„To jeszcze nic wielkiego”. Patryk Klimala o strzeleckim kryzysie w Śląsku Wrocław

2024-04-06 11:11:53; Aktualizacja: 7 miesięcy temu
„To jeszcze nic wielkiego”. Patryk Klimala o strzeleckim kryzysie w Śląsku Wrocław Fot. Mateusz Sobczak / PressFocus
Piotr Różalski
Piotr Różalski Źródło: Śląsknet.com

Od momentu zimowej przeprowadzki z Hapoelu Beer Szewa do Śląska Wrocław Patryk Klimala nie strzelił ani jednego gola. Były młodzieżowy reprezentant Polski uspokoił jednak, że jeszcze za wcześnie, aby bić na alarm, zważywszy na mające wcześniej miejsce dłuższe okresy posuchy.

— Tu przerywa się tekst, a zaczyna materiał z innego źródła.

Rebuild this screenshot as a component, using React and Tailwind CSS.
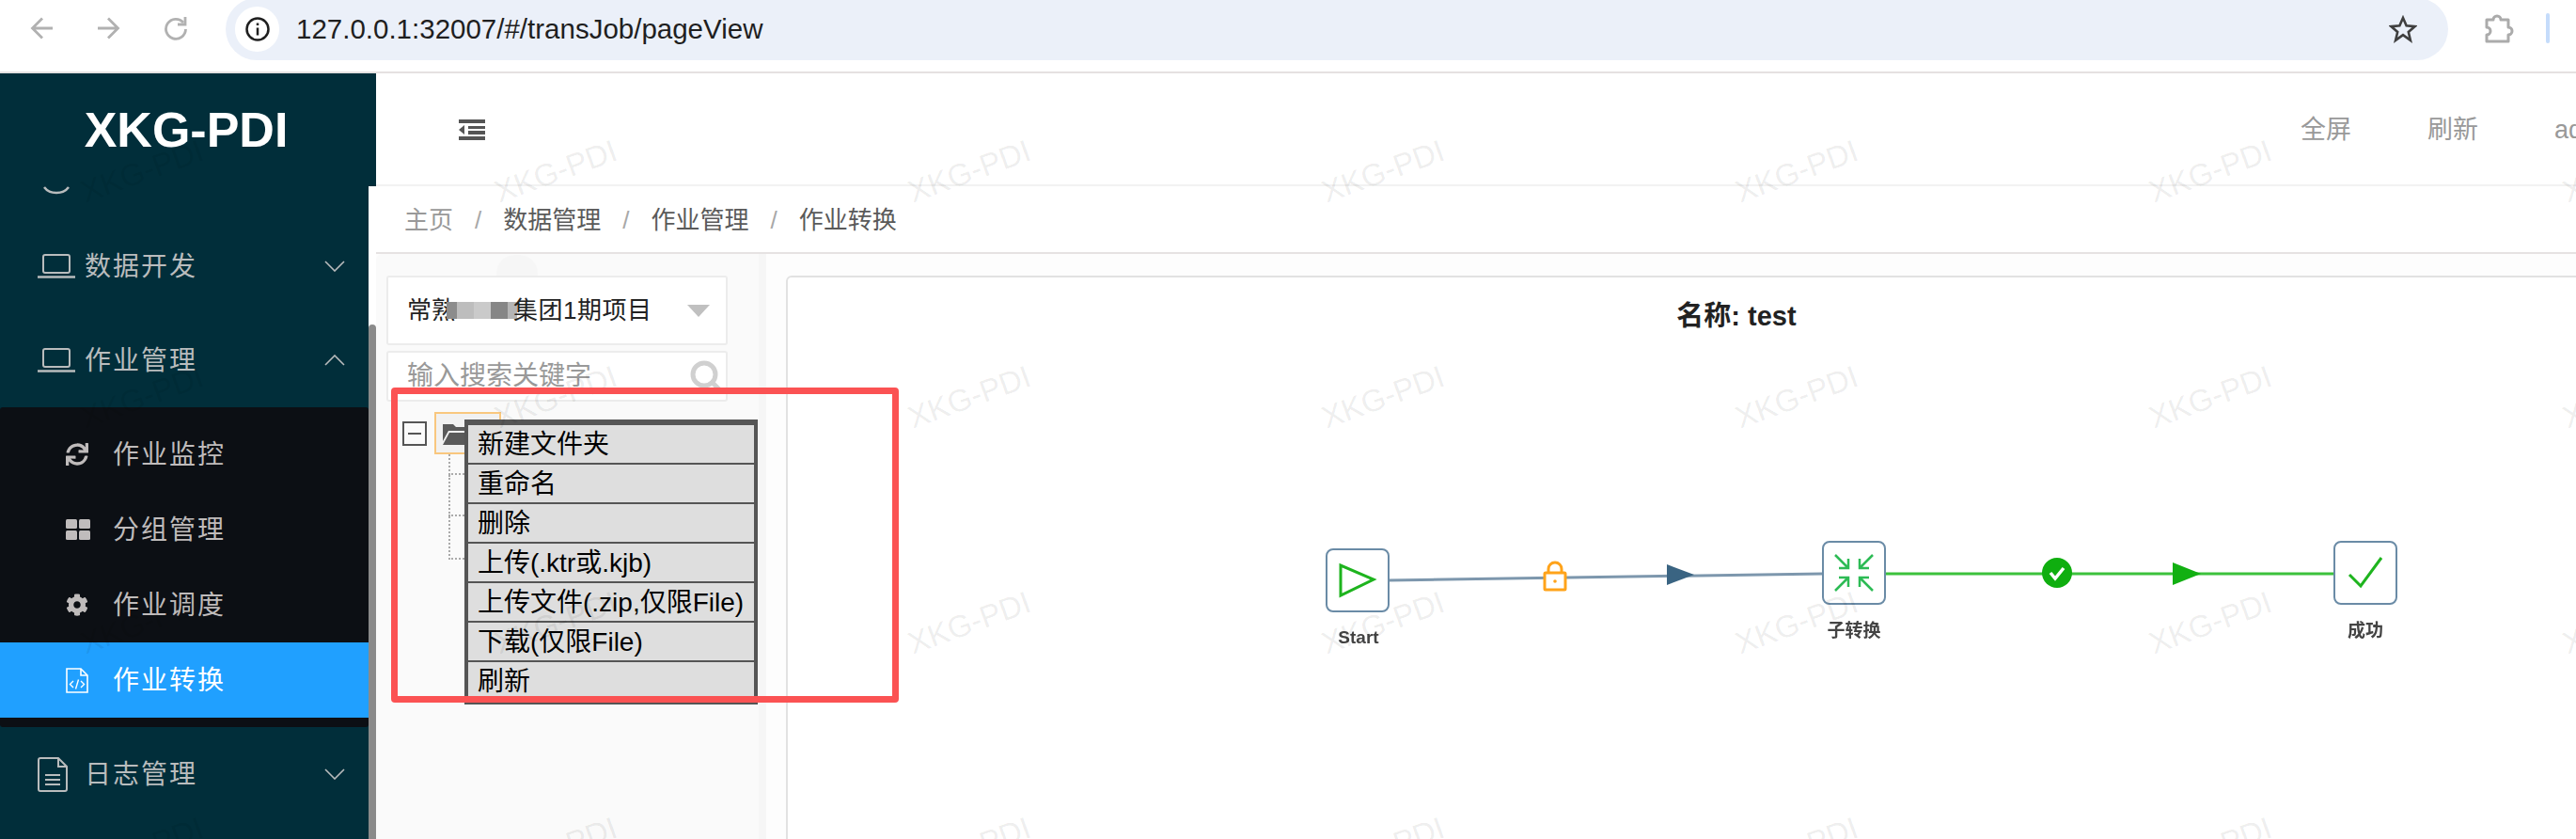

Podczas konferencji prasowej poświęconej zbliżającemu się meczowi z Wartą Poznań dziennikarze „torturowali” 25-latka o przyczyny kiepskiej dyspozycji w polu karnym przeciwnika. Pomimo dwóch meldunków w podstawowym składzie i pięciu z ławki rezerwowych w żadnym momencie nie znalazł sposobu na skuteczne wykończenie akcji.

– Trudno powiedzieć. Może zabrakło koncentracji albo pazerności, o której wspominał trener. Nie rozdrapuję tego i idę przed siebie. Kiedy w Stanach Zjednoczonych nie zdobyłem bramki przez 17 albo 18 meczów, mocno siedziało mi to w głowie. Siedem spotkań z rzędu to jednak jeszcze nic wielkiego – pocieszał się wychowanek Jagiellonii Białystok.

– Bardziej komfortowo bym się czuł, jakbym grał dłużej, ale takie są decyzje trenera. Otrzymałbym więcej szans, gdybym wykorzystywał sytuacje. Z tego powodu mogę mieć pretensje wyłącznie do siebie – dodał.

– Gdyby ktoś mi wcześniej powiedział, że w kwietniu nie będę miał żadnej bramki, to bym mu nie uwierzył. Na pewno jest to coś, z czego nie jestem zadowolony, ale nie siedzi mi to w głowie. Ciężko pracuję, żeby strzelić pierwszego gola dla Śląska i jestem przekonany, że jest to wyłącznie kwestia czasu. Mam nadzieję, że wpiszę się na listę strzelców podczas spotkania przeciwko Warcie – podsumował.

Szansa na trafienie w ósmym z kolei występie przytrafi się już w sobotni wieczór, 6 kwietnia o 20:00. Transmisja tradycyjnie w Canal+ Sport.